What are you doing, Sweet Pea?
"It's a gum."
That's not a good game to play. What do you know about gums?
"All my friends at daycare pewsh the gums at all the girls, and we run away."
Pewsh? What is that?
"Yeah, the pewshing game. When you pewsh."
..How do you do that?
Sweet Pea makes two fists in front of her, sticks her thumbs up, and makes a sound effect like "psh".

Crud. Time to sit down and have a chat! Amazing how much a kid can learn from peers, eh?

Monday, January 31, 2011

Watch out for those wild animals.

(I have several pictures to upload, but that will have to wait for another day.)

Little old lady, confused as all get out, has recently had surgery and persists in climbing out of bed and attempting to leave the room/floor/building. Because wild animals are about to come in, and she is going to bleed to death, and everyone is trying to kill her.

We discuss safety.
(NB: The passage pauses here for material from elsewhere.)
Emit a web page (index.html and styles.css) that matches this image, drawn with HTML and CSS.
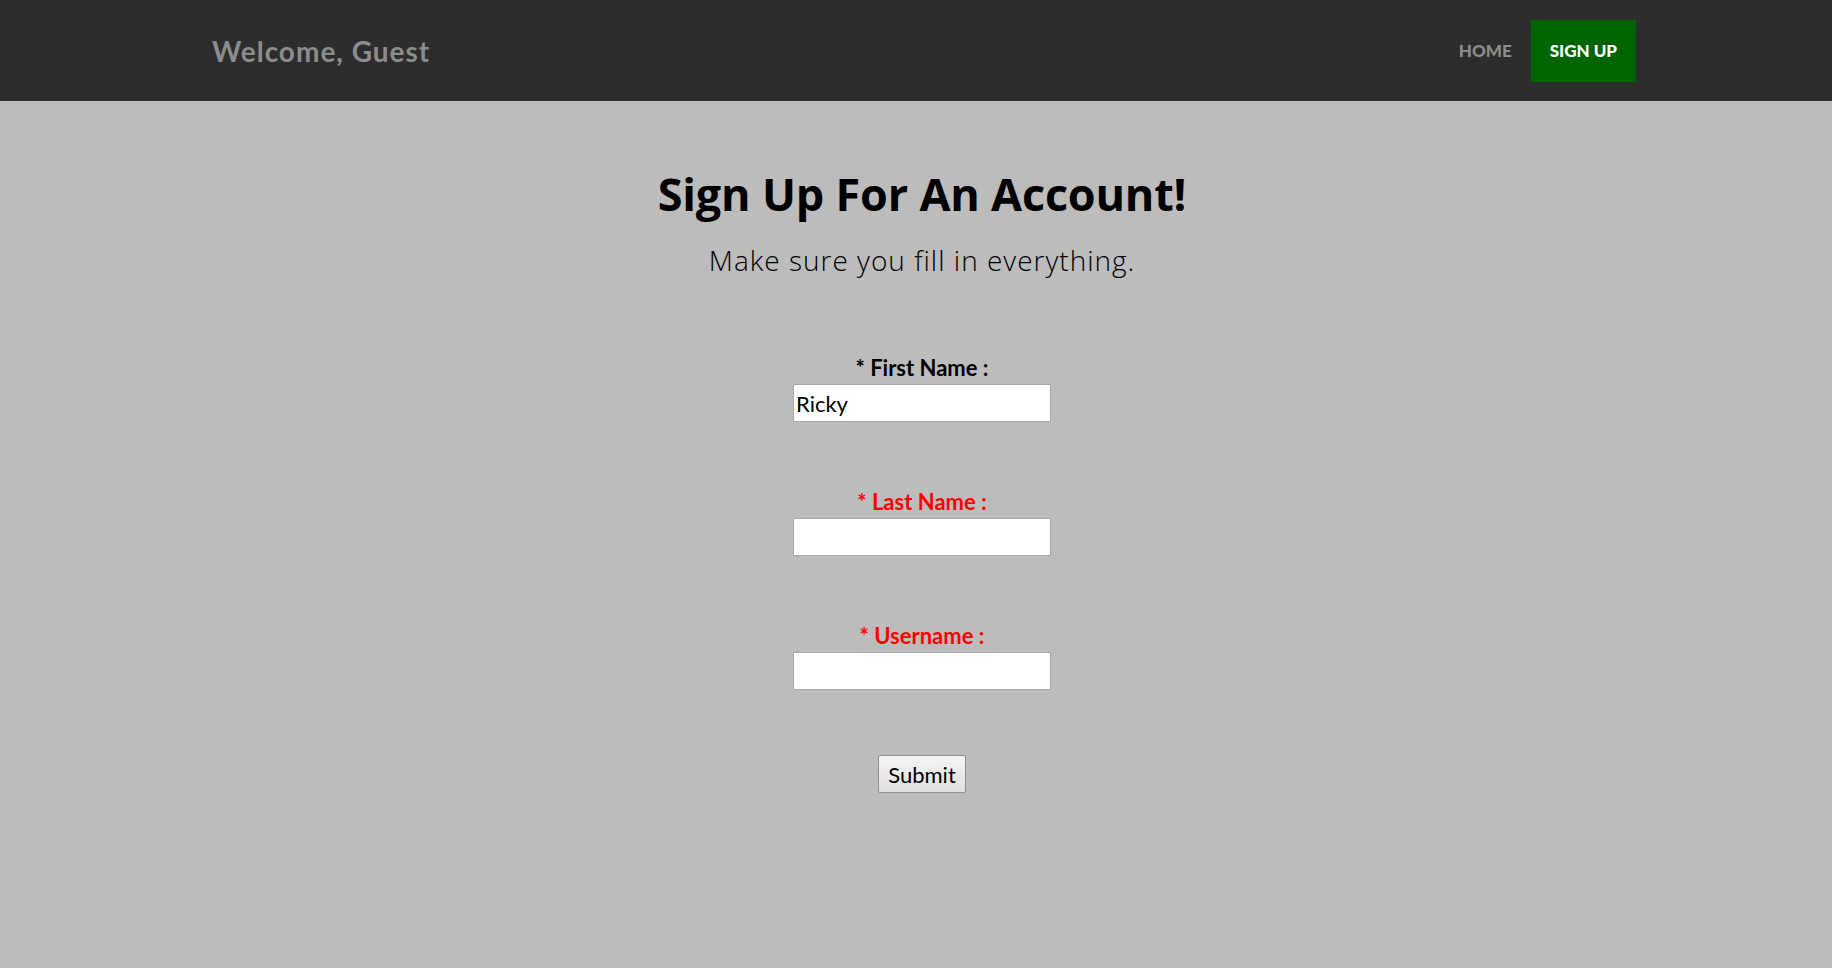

We discuss a need to heal. Reorienting only helps for about 20 seconds at a time, and then she is hollering my name again.

I redirect little old lady back to bed. Again.

She looks up at me and says, "What happened? I thought you were my friend!"

"I'm not your friend. I am your nurse. Those two don't always overlap."

Wednesday, January 12, 2011

11/365


Our little leftie?

7/365


A glimpse into the future? Hopefully she'll have better vision than I do.

4/365


Sweet Pea's "cheese" face

(After this is where I skip a few days in the 365 project. Surprised?)

Monday, January 3, 2011

Sunday, January 2, 2011

Thanks, Dr. Google.

"You know that pain medicine button? Is it true that there isn't really pain medicine in there? That it's all in the patient's head? My friend told me it's actually an antibiotic. That's not very nice to trick the patient like that."

*facepalm*

1/365, 2/365

I make no promises that I will update daily, nor that I will get all 365 in by the end of the year.

However, I am going to attempt to record daily some aspect of our life through 2011. I'm sure the majority will be of Sweet Pea, but there may be other subjects thrown in there from time to time. I suppose it depends on what is going on.